The ligAikuma app is an app I recommend for recording, elicitation and translation. It was used in collecting my previous speech project on Yoruba Language.
Computer and Microphone: More sophisticated recording desktop applications are available for audio recordings. They can be paired to ensure noise-free recordings with great quality. The recording sampling rate, audio codec and audio format can be varied to give the desired output.
Online recording platforms: There are also online recording platforms that do not even require any setup for recording. You can provide text and start recording almost immediately for free. Examples of such are Common Voice platform and Speech Annotation Toolkits for Low Resource Languages. Ensure you read their SLA to determine how your data might be used by the platforms in the future.

In general, it is a good starting point to check online repositories like Open SLR and Common Voice for speech samples recorded by others. It gives a perspective on what to expect and how annotations should be done.

Source of Text

Text is freely and openly available for high-resource languages like English, Mandarin, French etc. Some other languages of the world do not have large amount of text available for annotation. More often, texts are sourced from textbooks, news and media, religious publications e.g Ž Agić et al - JW300 and the Bible.
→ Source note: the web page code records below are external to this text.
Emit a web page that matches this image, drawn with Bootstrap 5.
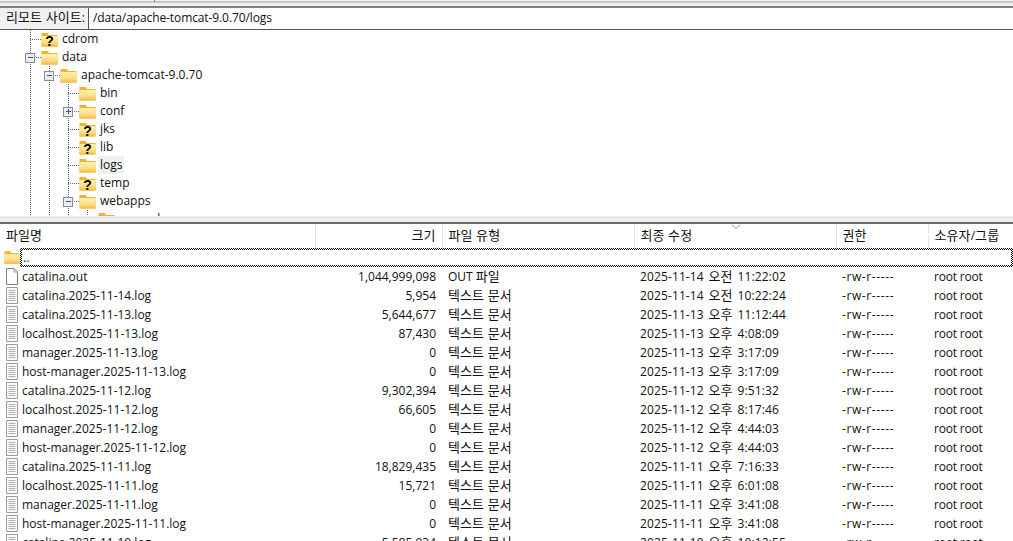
<!DOCTYPE html>
<html lang="ko">
<head>
  <meta charset="UTF-8" />
  <meta name="viewport" content="width=device-width, initial-scale=1.0"/>
  <title>리모트 사이트</title>
  <link rel="stylesheet" href="https://cdn.jsdelivr.net/npm/bootstrap@5.3.2/dist/css/bootstrap.min.css" />
  <style>
    html, body {
      height: 541px;
      overflow: hidden;
    }

    body {
      font-family: "Open Sans", "Noto Sans CJK KR", sans-serif;
      font-size: 12px;
      line-height: 18px;
      color: #111;
      background-color: #fff;
    }

    .ko {
      font-size: 13px;
      letter-spacing: .1px;
      line-height: 1;
    }

    .top-strip {
      height: 8px;
      background:
        linear-gradient(#8a8a8a, #8a8a8a) 154px 0 / 1px 2px no-repeat,
        linear-gradient(#f0f0f0 0 1px, #c8c8c8 1px 3px, #f0f0f0 3px 6px, #808080 6px 8px);
    }

    .site-bar {
      height: 22px;
      border-bottom: 1px solid #555;
    }

    .site-label {
      width: 89px;
      padding-left: 6px;
      background-color: #f0f0f0;
      border-right: 1px solid #555;
      white-space: nowrap;
      line-height: 20px;
    }

    .site-path {
      padding-left: 4px;
      line-height: 20px;
      letter-spacing: -.1px;
    }

    .tree-pane {
      height: 186px;
      overflow: hidden;
    }

    .tree-row {
      height: 18px;
      padding-left: 19px;
      white-space: nowrap;
    }

    .tree-guide {
      width: 19px;
      height: 18px;
      flex: none;
    }

    .tree-elbow {
      width: 22px;
      height: 18px;
      flex: none;
    }

    .tree-icon {
      width: 17px;
      height: 18px;
      flex: none;
    }

    .tree-text {
      margin-left: 2px;
      padding: 0 2px;
      height: 18px;
    }

    .tree-text.is-current {
      background-color: #f0f0f0;
    }

    .splitter {
      height: 8px;
      background: linear-gradient(#f0f0f0 0 1px, #dcdcdc 1px 2px, #f0f0f0 2px 6px, #696969 6px);
    }

    .file-table {
      table-layout: fixed;
      width: 1013px;
      border-collapse: collapse;
    }

    .file-table th {
      height: 24px;
      padding: 0 6px;
      font-weight: 400;
      border-right: 1px solid #e5e5e5;
      position: relative;
    }

    .file-table th:last-child {
      border-right: 0;
    }

    .file-table td {
      height: 19px;
      padding: 0 6px;
      white-space: nowrap;
      overflow: hidden;
    }

    .file-table td.name-cell {
      padding: 0 0 0 6px;
    }

    .file-table td.up-cell {
      padding: 0 0 0 4px;
    }

    .date-cell {
      word-spacing: 1.500px;
      letter-spacing: .12px;
    }

    .perm-cell {
      letter-spacing: .6px;
    }

    .owner-cell {
      letter-spacing: -.2px;
    }

    .up-box {
      height: 19px;
      padding-left: 1px;
      line-height: 15px;
      border: 2px solid transparent;
      background-image: linear-gradient(#fff, #fff), conic-gradient(#000 25%, #fff 0 50%, #000 0 75%, #fff 0);
      background-origin: padding-box, border-box;
      background-clip: padding-box, border-box;
      background-size: auto, 2px 2px;
    }

    .up-icon {
      width: 16px;
      height: 18px;
      flex: none;
    }

    .file-icon {
      width: 12px;
      height: 17px;
      margin-right: 4px;
      flex: none;
    }

    .sort-mark {
      position: absolute;
      top: 0;
      left: 96px;
    }
  </style>
</head>
<body>

  <svg width="0" height="0" class="d-block">
    <defs>
      <linearGradient id="folder-body" x1="0" y1="0" x2="0" y2="1">
        <stop offset="0" stop-color="#fff0b4"/>
        <stop offset=".55" stop-color="#fde08c"/>
        <stop offset="1" stop-color="#f3bb45"/>
      </linearGradient>
      <symbol id="folder" viewBox="0 0 17 18">
        <path d="M.5 3h6l1.500 2h8.500v11.500H.5z" fill="#f3b22e"/>
        <path d="M.5 6h16v10.500H.5z" fill="url(#folder-body)"/>
      </symbol>
      <symbol id="folder-q" viewBox="0 0 17 18">
        <use href="#folder"/>
        <text x="8.500" y="15.500" text-anchor="middle" font-family="Liberation Sans" font-weight="700" font-size="14" fill="#000">?</text>
      </symbol>
      <symbol id="doc" viewBox="0 0 12 17">
        <path d="M.5.5h7.500l3.500 3.500v12.500H.5z" fill="#fff" stroke="#7f7f7f"/>
        <path d="M8 .5V4h3.500" fill="none" stroke="#a5a5a5"/>
      </symbol>
      <symbol id="doc-text" viewBox="0 0 12 17">
        <path d="M.5.5h11v16H.5z" fill="#fafafa" stroke="#9a9a9a"/>
        <path d="M2.500 3.500h7M2.500 5.500h7M2.500 7.500h7M2.500 9.500h7M2.500 11.500h7M2.500 13.500h7" stroke="#b0b0b0"/>
      </symbol>
      <symbol id="box-base" viewBox="0 0 22 18">
        <rect x="6.500" y="5.500" width="9" height="9" fill="#e9edf3" stroke="#8b8b8b"/>
      </symbol>
    </defs>
  </svg>

  <div class="top-strip"></div>

  <div class="site-bar d-flex">
    <div class="site-label"><span class="ko">리모트 사이트</span>:</div>
    <div class="site-path flex-grow-1">/data/apache-tomcat-9.0.70/logs</div>
  </div>

  <div class="tree-pane" id="tree"></div>

  <div class="splitter"></div>

  <table class="file-table">
    <colgroup>
      <col style="width:315px"><col style="width:127px"><col style="width:192px"><col style="width:202px"><col style="width:92px"><col style="width:85px">
    </colgroup>
    <thead>
      <tr>
        <th><span class="ko">파일명</span></th>
        <th class="text-end"><span class="ko">크기</span></th>
        <th><span class="ko">파일 유형</span></th>
        <th><span class="ko">최종 수정</span>
          <svg class="sort-mark" width="10" height="6"><path d="M1 1l4 3.500L9 1" fill="none" stroke="#9a9a9a"/></svg>
        </th>
        <th><span class="ko">권한</span></th>
        <th><span class="ko">소유자</span>/<span class="ko">그룹</span></th>
      </tr>
    </thead>
    <tbody id="files">
      <tr>
        <td colspan="6" class="up-cell">
          <div class="d-flex">
            <svg class="up-icon" viewBox="0 0 17 18"><use href="#folder"/></svg>
            <div class="up-box flex-grow-1">..</div>
          </div>
        </td>
      </tr>
    </tbody>
  </table>

  <script>
    // depth, label, icon, toggle (''|'-'|'+')
    const tree = [
      [0, 'cdrom', 'folder-q', ''],
      [0, 'data', 'folder', '-'],
      [1, 'apache-tomcat-9.0.70', 'folder', '-'],
      [2, 'bin', 'folder', ''],
      [2, 'conf', 'folder', '+'],
      [2, 'jks', 'folder-q', ''],
      [2, 'lib', 'folder-q', ''],
      [2, 'logs', 'folder', ''],
      [2, 'temp', 'folder-q', ''],
      [2, 'webapps', 'folder', '-'],
      [3, 'examples', 'folder', '']
    ];

    const DOTS = 'M11.500 0v18';

    function elbow(toggle) {
      let inner = `<path d="${DOTS}M11 9.500h11" fill="none" stroke="#666" stroke-dasharray="1 1"/>`;
      if (toggle) {
        inner += '<use href="#box-base" width="22" height="18"/>';
        inner += '<path d="M9 9.500h5" stroke="#3b4f9a"/>';
        if (toggle === '+') inner += '<path d="M11.500 7v5" stroke="#3b4f9a"/>';
      }
      return `<svg class="tree-elbow" viewBox="0 0 22 18">${inner}</svg>`;
    }

    document.getElementById('tree').innerHTML = tree.map(([depth, label, icon, toggle]) => {
      let guides = '';
      for (let i = 0; i < depth; i++) {
        guides += `<svg class="tree-guide" viewBox="0 0 19 18"><path d="${DOTS}" stroke="#666" stroke-dasharray="1 1"/></svg>`;
      }
      const current = label === 'logs' ? ' is-current' : '';
      return `<div class="tree-row d-flex">${guides}${elbow(toggle)}` +
        `<svg class="tree-icon"><use href="#${icon}"/></svg>` +
        `<span class="tree-text${current}">${label}</span></div>`;
    }).join('');

    const ko = s => s.replace(/[가-힣]+( [가-힣]+)*/g, m => `<span class="ko">${m}</span>`);

    const TXT = '텍스트 문서';
    const files = [
      ['catalina.out', '1,044,999,098', 'OUT 파일', '2025-11-14 오전 11:22:02'],
      ['catalina.2025-11-14.log', '5,954', TXT, '2025-11-14 오전 10:22:24'],
      ['catalina.2025-11-13.log', '5,644,677', TXT, '2025-11-13 오후 11:12:44'],
      ['localhost.2025-11-13.log', '87,430', TXT, '2025-11-13 오후 4:08:09'],
      ['manager.2025-11-13.log', '0', TXT, '2025-11-13 오후 3:17:09'],
      ['host-manager.2025-11-13.log', '0', TXT, '2025-11-13 오후 3:17:09'],
      ['catalina.2025-11-12.log', '9,302,394', TXT, '2025-11-12 오후 9:51:32'],
      ['localhost.2025-11-12.log', '66,605', TXT, '2025-11-12 오후 8:17:46'],
      ['manager.2025-11-12.log', '0', TXT, '2025-11-12 오후 4:44:03'],
      ['host-manager.2025-11-12.log', '0', TXT, '2025-11-12 오후 4:44:03'],
      ['catalina.2025-11-11.log', '18,829,435', TXT, '2025-11-11 오후 7:16:33'],
      ['localhost.2025-11-11.log', '15,721', TXT, '2025-11-11 오후 6:01:08'],
      ['manager.2025-11-11.log', '0', TXT, '2025-11-11 오후 3:41:08'],
      ['host-manager.2025-11-11.log', '0', TXT, '2025-11-11 오후 3:41:08'],
      ['catalina.2025-11-10.log', '5,585,934', TXT, '2025-11-10 오후 10:12:55']
    ];

    const tbody = document.getElementById('files');
    files.forEach((f, i) => {
      const tr = document.createElement('tr');
      tr.innerHTML = `
        <td class="name-cell"><div class="d-flex align-items-center"><svg class="file-icon"><use href="#${i === 0 ? 'doc' : 'doc-text'}"/></svg>${f[0]}</div></td>
        <td class="text-end">${f[1]}</td>
        <td>${ko(f[2])}</td>
        <td class="date-cell">${ko(f[3])}</td>
        <td class="perm-cell">-rw-r-----</td>
        <td class="owner-cell">root root</td>
      `;
      tbody.appendChild(tr);
    });
  </script>
</body>
</html>
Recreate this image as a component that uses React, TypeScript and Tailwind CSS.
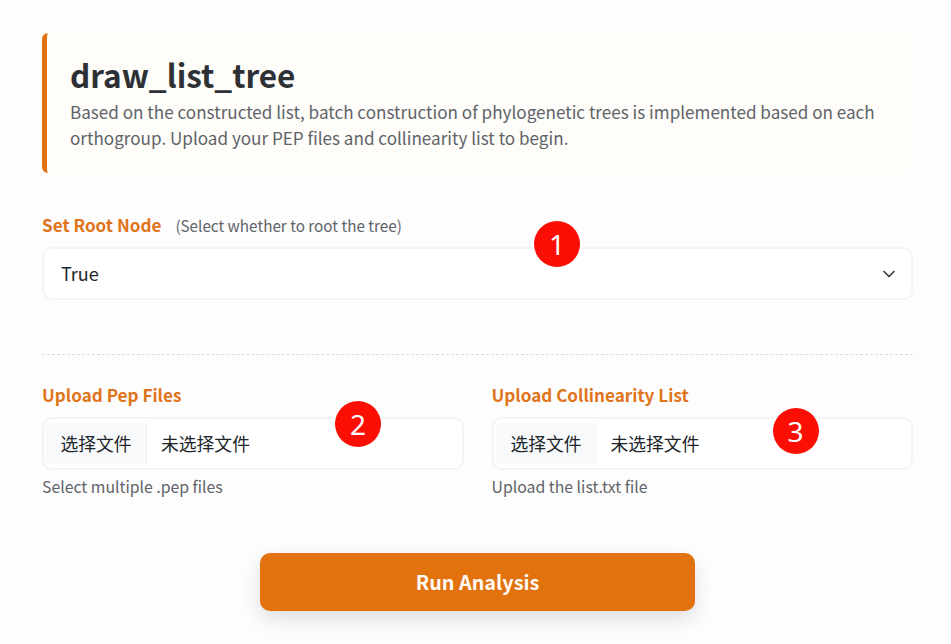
import type { ReactNode } from "react";
import { ChevronDown } from "lucide-react";

function Marker({ n, className }: { n: number; className: string }) {
  return (
    <span
      className={`absolute flex h-[46px] w-[46px] items-center justify-center rounded-full bg-[#fb0f05] font-['Noto_Sans',sans-serif] text-[28px] leading-none font-normal text-white ${className}`}
    >
      {n}
    </span>
  );
}

function FileField({
  label,
  hint,
  divider,
  marker,
}: {
  label: string;
  hint: string;
  divider: boolean;
  marker: ReactNode;
}) {
  return (
    <div className="relative">
      <div className="text-[17.1px] leading-[24px] font-semibold text-[#e0741a]">{label}</div>
      <div className="mt-[10px] flex h-[53px] items-center rounded-[10px] border-2 border-[#f4f4f6] bg-white pl-[2px]">
        <span
          className={`flex h-[41px] w-[101px] items-center justify-center bg-[#f8f9fa] text-[17.8px] text-[#212529] ${divider ? "border-r border-[#eceef0]" : ""}`}
        >
          选择文件
        </span>
        <span className="ml-[14px] text-[17.8px] text-[#212529]">未选择文件</span>
      </div>
      <div className="mt-[5px] text-[15.8px] leading-[24px] text-[#5f6368]">{hint}</div>
      {marker}
    </div>
  );
}

export default function App() {
  return (
    <div className="h-[644px] overflow-hidden bg-[#fdfdfe] pt-[33px] pr-[38px] pl-[42px]">
      <div className="font-['Noto_Sans_CJK_SC',sans-serif]">
        {/* header */}
        <div className="h-[140px] rounded-[6px] border-l-[5px] border-[#e2720f] bg-[#fefdfa] pt-[21px] pl-[23px]">
          <h1 className="text-[31.5px] leading-[40px] font-semibold text-[#2d3035]">draw_list_tree</h1>
          <p className="mt-[5px] pr-[30px] text-[17.1px] leading-[26px] text-[#5f6368]">
            Based on the constructed list, batch construction of phylogenetic trees is implemented based on each
            orthogroup. Upload your PEP files and collinearity list to begin.
          </p>
        </div>

        {/* root node */}
        <div className="relative mt-[40px]">
          <div className="flex h-[24px] items-center">
            <span className="text-[17.1px] font-semibold text-[#e0741a]">Set Root Node</span>
            <span className="ml-[14px] text-[15.25px] text-[#5f6368]">(Select whether to root the tree)</span>
          </div>
          <div className="mt-[10px] flex h-[53px] items-center justify-between rounded-[10px] border-2 border-[#f4f4f6] bg-white pr-[12px] pl-[17px]">
            <span className="text-[18px] text-[#212529]">True</span>
            <ChevronDown size={20} strokeWidth={2} className="text-[#343a40]" />
          </div>
          <Marker n={1} className="top-[8px] left-[492px]" />
        </div>

        <div className="mt-[54px] border-t border-dashed border-[#dcdcdc]" />

        {/* uploads */}
        <div className="mt-[28px] grid grid-cols-2 gap-[28px]">
          <FileField
            label="Upload Pep Files"
            hint="Select multiple .pep files"
            divider
            marker={<Marker n={2} className="top-[18px] left-[293px]" />}
          />
          <FileField
            label="Upload Collinearity List"
            hint="Upload the list.txt file"
            divider={false}
            marker={<Marker n={3} className="top-[25px] left-[281px]" />}
          />
        </div>

        <div className="mt-[54px] flex justify-center">
          <button className="h-[58px] w-[435px] rounded-[10px] bg-[#e2720d] text-[19.8px] font-semibold text-[#fffaf5] shadow-[0_8px_20px_rgba(0,0,0,0.12)]">
            Run Analysis
          </button>
        </div>
      </div>
    </div>
  );
}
Wikipedia is also a good source of text for many languages and should be the first place to go, for clean text.

The acoustic model may be biased towards text from the specific domain it was trained on. So, care should be taken when using the acoustic model.

The most appropriate text is that which mimics the domain where the model will be used.

Conclusion

This article explained in detail the various aspects of data collection that needs to be considered when creating a speech corpus, specifically for ASR.